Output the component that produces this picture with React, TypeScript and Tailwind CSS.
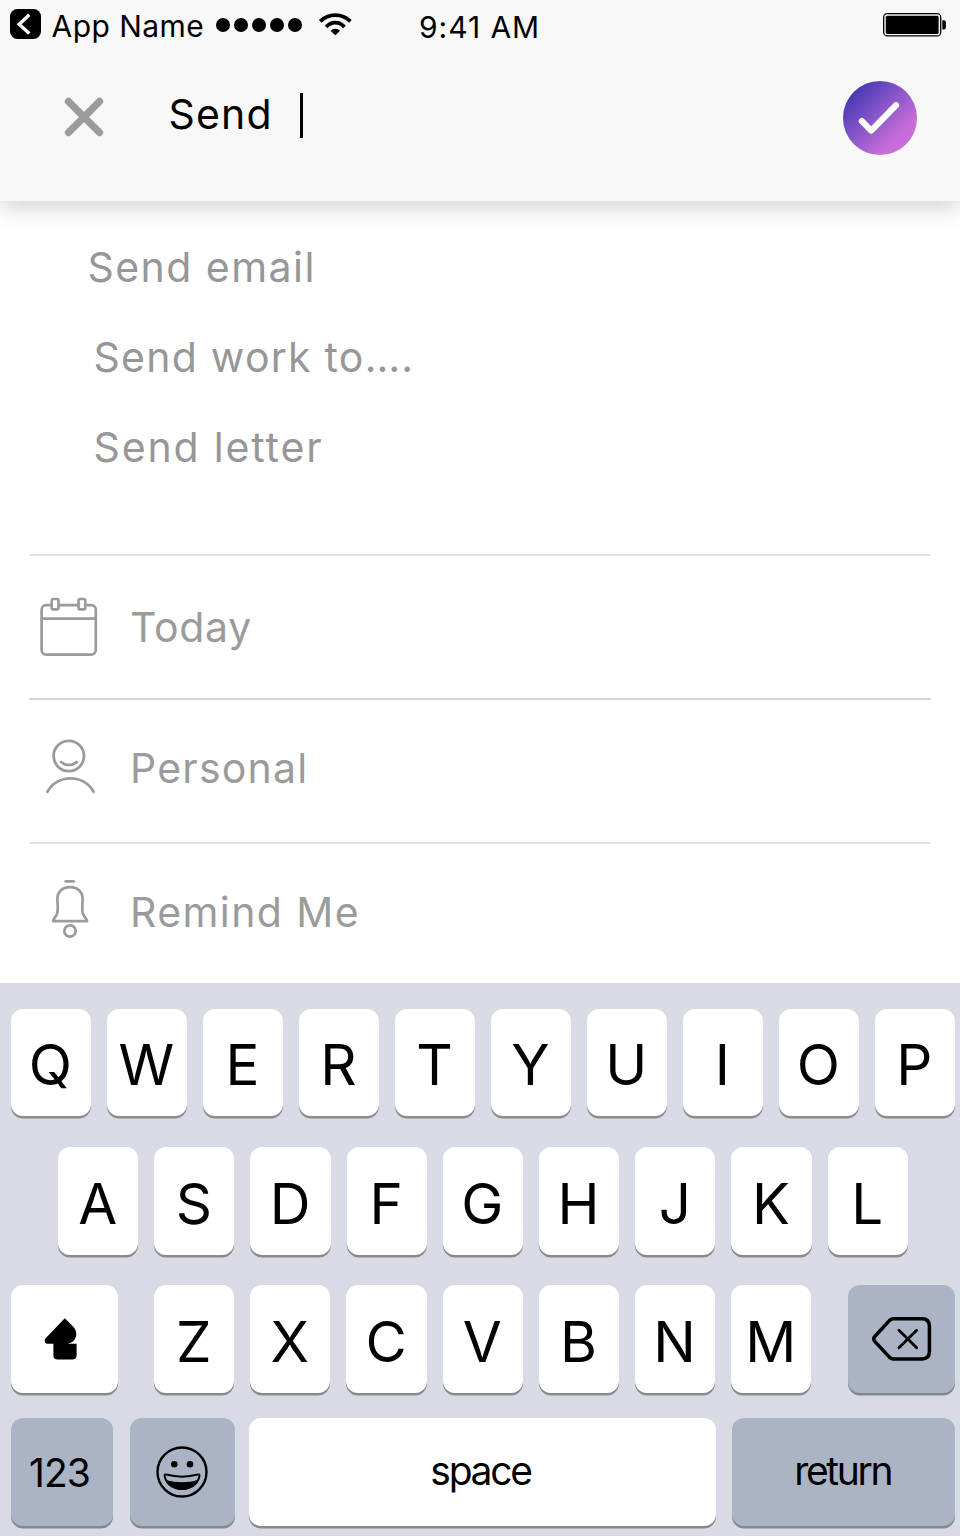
import React from 'react';

interface LetterKeyProps {
  label: string;
}

interface OptionRowProps {
  icon: React.ReactNode;
  label: string;
  className: string;
}

const suggestions = [
  { label: 'Send email', className: 'pl-[87.5px] tracking-[1.45px]' },
  { label: 'Send work to….', className: 'pl-[93.5px] tracking-[1.25px]' },
  { label: 'Send letter', className: 'pl-[93.5px] tracking-[1.85px]' },
];

const topRow = ['Q', 'W', 'E', 'R', 'T', 'Y', 'U', 'I', 'O', 'P'];
const middleRow = ['A', 'S', 'D', 'F', 'G', 'H', 'J', 'K', 'L'];
const bottomRow = ['Z', 'X', 'C', 'V', 'B', 'N', 'M'];

function BackIcon() {
  return (
    <svg width="31" height="30" viewBox="0 0 31 30" fill="none">
      <rect width="31" height="30" rx="7.5" fill="#000" />
      <path d="M19.3 5.7 9.2 15.2l10.1 9.4" stroke="#f8f8f8" strokeWidth="3.4" />
    </svg>
  );
}

function SignalDots() {
  return (
    <div className="flex gap-1">
      {[0, 1, 2, 3, 4].map((dot) => (
        <span key={dot} className="size-[14px] rounded-full bg-black" />
      ))}
    </div>
  );
}

function WifiIcon() {
  return (
    <svg width="35" height="24" viewBox="0 0 35 24" fill="none" stroke="#000" strokeWidth="3.7">
      <path d="M2.2 9.4a21.5 21.5 0 0 1 30.2 0" />
      <path d="M8.2 15a11.5 11.5 0 0 1 18.2 0" />
      <path d="M17.3 23.3l-4.8-4.6a7 7 0 0 1 9.6 0z" fill="#000" stroke="none" />
    </svg>
  );
}

function BatteryIcon() {
  return (
    <svg width="64" height="24" viewBox="0 0 64 24" fill="none">
      <rect x="0.7" y="0.7" width="57" height="22.2" rx="3.5" stroke="#000" strokeWidth="1.3" />
      <rect x="2.8" y="2.7" width="52.8" height="18.2" rx="1.5" fill="#000" />
      <path d="M59.3 7.2h1.6a2 2 0 0 1 2 2v5.2a2 2 0 0 1-2 2h-1.6z" fill="#000" />
    </svg>
  );
}

function CloseIcon() {
  return (
    <svg width="40" height="40" viewBox="0 0 40 40" fill="none">
      <path d="M4.5 4.5l31 31M35.5 4.5l-31 31" stroke="#9b9b9b" strokeWidth="7.4" strokeLinecap="round" />
    </svg>
  );
}

function CheckIcon() {
  return (
    <svg viewBox="0 0 74 74" fill="none">
      <path
        d="M19 40.4l9.4 9.6 25-25.6"
        stroke="#fff"
        strokeWidth="6.2"
        strokeLinecap="round"
        strokeLinejoin="round"
      />
    </svg>
  );
}

function CalendarIcon() {
  return (
    <svg width="58" height="60" viewBox="0 0 58 60" fill="#fff" stroke="#9b9b9b" strokeWidth="2.7">
      <rect x="1.6" y="8.2" width="54.2" height="49.4" rx="4.5" />
      <path d="M2 21.7h53.8" />
      <rect x="11.7" y="2" width="6.8" height="10.3" rx="1.5" />
      <rect x="38.5" y="2" width="6.8" height="10.3" rx="1.5" />
    </svg>
  );
}

function PersonIcon() {
  return (
    <svg width="54" height="58" viewBox="0 0 54 58" fill="none" stroke="#9b9b9b" strokeWidth="2.8" strokeLinecap="round">
      <circle cx="24.8" cy="18" r="15.2" />
      <path d="M17.2 24.1c4.5 3.8 11 3.8 15.5 0" />
      <path d="M3.4 53.8c10-18 36.2-18 46.2 0" />
    </svg>
  );
}

function BellIcon() {
  return (
    <svg
      width="40"
      height="62"
      viewBox="0 0 40 62"
      fill="none"
      stroke="#9b9b9b"
      strokeWidth="2.7"
      strokeLinecap="round"
      strokeLinejoin="round"
    >
      <path d="M15.7 3.3h8" />
      <path d="M20 9.2C12 9.2 7.4 14 7.4 21c0 5 .9 10-.2 14.5-.8 3-4.3 5.5-4.3 7.6h34.2c0-2.1-3.5-4.6-4.3-7.6-1.1-4.5-.2-9.5-.2-14.5 0-7-4.6-11.8-12.6-11.8z" />
      <circle cx="20" cy="53" r="5.7" />
    </svg>
  );
}

function ShiftIcon() {
  return (
    <svg width="34" height="43" viewBox="0 0 34 43" fill="#000">
      <path d="M20.8.3 29 8.5C32.5 12 32.7 16 31.8 19c-1.1 3.500-3.800 6-7.800 6.700h8.600V37c0 3.300-1.500 4.600-5 4.600H14.400c-3.500 0-5-1.300-5-4.600V25.700H3.500C.8 25.700-.2 22.400 1.700 20.200z" />
    </svg>
  );
}

function BackspaceIcon() {
  return (
    <svg width="60" height="46" viewBox="0 0 60 46" fill="none" stroke="#000" strokeLinecap="round" strokeLinejoin="round">
      <path
        d="M21.5 2.8H50c4.8 0 7.4 2.6 7.4 7.4V35.6c0 4.8-2.6 7.4-7.4 7.4H21.5c-1.6 0-2.7-.6-3.9-1.6L3 25.6c-1.6-1.7-1.6-3.7 0-5.4L17.6 4.4c1.2-1 2.3-1.6 3.9-1.6z"
        strokeWidth="3.5"
      />
      <path d="M27 14.3l17.7 17.4M44.7 14.3 27 31.7" strokeWidth="2.8" />
    </svg>
  );
}

function EmojiIcon() {
  return (
    <svg width="52" height="52" viewBox="0 0 52 52" fill="none" stroke="#000">
      <circle cx="26" cy="26" r="24.5" strokeWidth="2.4" />
      <circle cx="18.3" cy="18.3" r="3.3" fill="#000" stroke="none" />
      <circle cx="34" cy="18.3" r="3.3" fill="#000" stroke="none" />
      <path
        d="M10.3 28.5c10 2.7 21.5 2.7 31.5 0 1.8-.5 1.9.8 1.4 2.7C39 47 13 47 8.9 31.2c-.5-1.9-.4-3.2 1.4-2.7z"
        strokeWidth="2"
      />
      <path d="M10.5 34c9.5 3 21.5 3 31 0C36 46 16 46 10.5 34z" fill="#000" stroke="none" />
    </svg>
  );
}

function LetterKey({ label }: LetterKeyProps) {
  return (
    <button className="flex h-[107.5px] w-[80.3px] shrink-0 items-center justify-center rounded-[12px] bg-white pt-[6px] pr-[1px] text-[56.5px] leading-none shadow-[0_2.5px_0_#898a8d]">
      {label}
    </button>
  );
}

function OptionRow({ icon, label, className }: OptionRowProps) {
  return (
    <div className={`mx-[29px] flex items-center text-[41px] leading-none text-[#9b9b9b] ${className}`}>
      <span className="flex w-[101px] shrink-0">{icon}</span>
      <span>{label}</span>
    </div>
  );
}

function Header() {
  return (
    <header className="relative h-[201px] bg-[#f8f8f8] shadow-[0_6px_22px_rgba(0,0,0,0.19)]">
      <div className="flex h-[54px] items-center text-[30px] leading-none">
        <div className="flex w-[419px] items-center pl-[10px]">
          <span className="-mt-[6px]"><BackIcon /></span>
          <span className="-mt-[2px] ml-[10.5px] w-[154.5px] whitespace-nowrap tracking-[0.45px]">App Name</span>
          <span className="-mt-[5px] ml-[10px]"><SignalDots /></span>
          <span className="-mt-[6px] ml-[16px]"><WifiIcon /></span>
        </div>
        <span className="tracking-[0.95px]">9:41 AM</span>
        <span className="-mt-[5px] mr-[13px] ml-auto"><BatteryIcon /></span>
      </div>
      <div className="flex h-[127px] items-center pr-[43.5px] pl-[64px]">
        <button aria-label="Close" className="-mt-[2px]"><CloseIcon /></button>
        <span className="-mt-[7px] ml-[64.5px] w-[131.5px] text-[41px] leading-none tracking-[1.2px]">Send</span>
        <span className="-mt-1 h-[45px] w-[3px] bg-black" />
        <button aria-label="Done" className="mt-[0.5px] ml-auto size-[73.5px] rounded-full bg-linear-135 from-[#3023ae] to-[#c86dd7] to-75%">
          <CheckIcon />
        </button>
      </div>
    </header>
  );
}

function Keyboard() {
  return (
    <section className="h-[553px] bg-[#d8dbe3] pt-[25.5px] text-black">
      <div className="flex gap-[15.7px] pl-[10.8px]">
        {topRow.map((letter) => <LetterKey key={letter} label={letter} />)}
      </div>
      <div className="mt-[31px] flex gap-[15.9px] pl-[58px]">
        {middleRow.map((letter) => <LetterKey key={letter} label={letter} />)}
      </div>
      <div className="mt-[30.8px] flex pr-[5px] pl-[11px]">
        <button aria-label="Shift" className="h-[107.5px] w-[107px] rounded-[12px] bg-white pl-[32.5px] shadow-[0_2.5px_0_#898a8d]">
          <ShiftIcon />
        </button>
        <div className="ml-[36px] flex gap-[15.9px]">
          {bottomRow.map((letter) => <LetterKey key={letter} label={letter} />)}
        </div>
        <button aria-label="Delete" className="ml-auto h-[107.5px] w-[107px] rounded-[12px] bg-[#abb4c4] pl-[24px] shadow-[0_2.5px_0_#84878e]">
          <BackspaceIcon />
        </button>
      </div>
      <div className="mt-[25.5px] flex pl-[11px] text-[39px] leading-none">
        <button className="h-[107.5px] w-[102px] rounded-[12px] bg-[#abb4c4] pr-[5px] tracking-[-0.9px] shadow-[0_2.5px_0_#84878e]">
          123
        </button>
        <button
          aria-label="Emoji"
          className="ml-[17px] flex h-[107.5px] w-[104.5px] items-center justify-center rounded-[12px] bg-[#abb4c4] shadow-[0_2.5px_0_#84878e]"
        >
          <EmojiIcon />
        </button>
        <button className="ml-[14.5px] h-[107.5px] w-[467px] rounded-[12px] bg-white pr-[4px] pb-[3px] tracking-[-2.3px] shadow-[0_2.5px_0_#898a8d]">
          space
        </button>
        <button className="ml-[15.5px] h-[107.5px] w-[223.5px] rounded-[12px] bg-[#abb4c4] pr-[1px] pb-[3px] tracking-[-2.3px] shadow-[0_2.5px_0_#84878e]">
          return
        </button>
      </div>
    </section>
  );
}

export default function App() {
  return (
    <main className="h-[1536px] w-[960px] overflow-hidden bg-white font-['Inter',sans-serif] text-black">
      <Header />
      <ul className="h-[352.5px] pt-[21.5px] text-[41px] text-[#979797]">
        {suggestions.map((item) => (
          <li key={item.label} className={`flex h-[90px] items-center leading-none ${item.className}`}>
            {item.label}
          </li>
        ))}
      </ul>
      <OptionRow
        icon={<span className="-mt-px ml-[11px]"><CalendarIcon /></span>}
        label="Today"
        className="h-[144px] border-t-2 border-[#e2e2e2] pt-px tracking-[0.7px]"
      />
      <OptionRow
        icon={<span className="-mt-[2px] ml-[15px]"><PersonIcon /></span>}
        label="Personal"
        className="h-[144px] border-t-2 border-[#d4d4d4] pb-[5px] tracking-[1.2px]"
      />
      <OptionRow
        icon={<span className="-mt-[6px] ml-[21px]"><BellIcon /></span>}
        label="Remind Me"
        className="h-[141.5px] border-t-2 border-[#e2e2e2] pb-[2px] tracking-[1.4px]"
      />
      <Keyboard />
    </main>
  );
}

+ + + + + + +

Written problem
Give only the count of lines in which the string "React" appears.

Exercise answer
3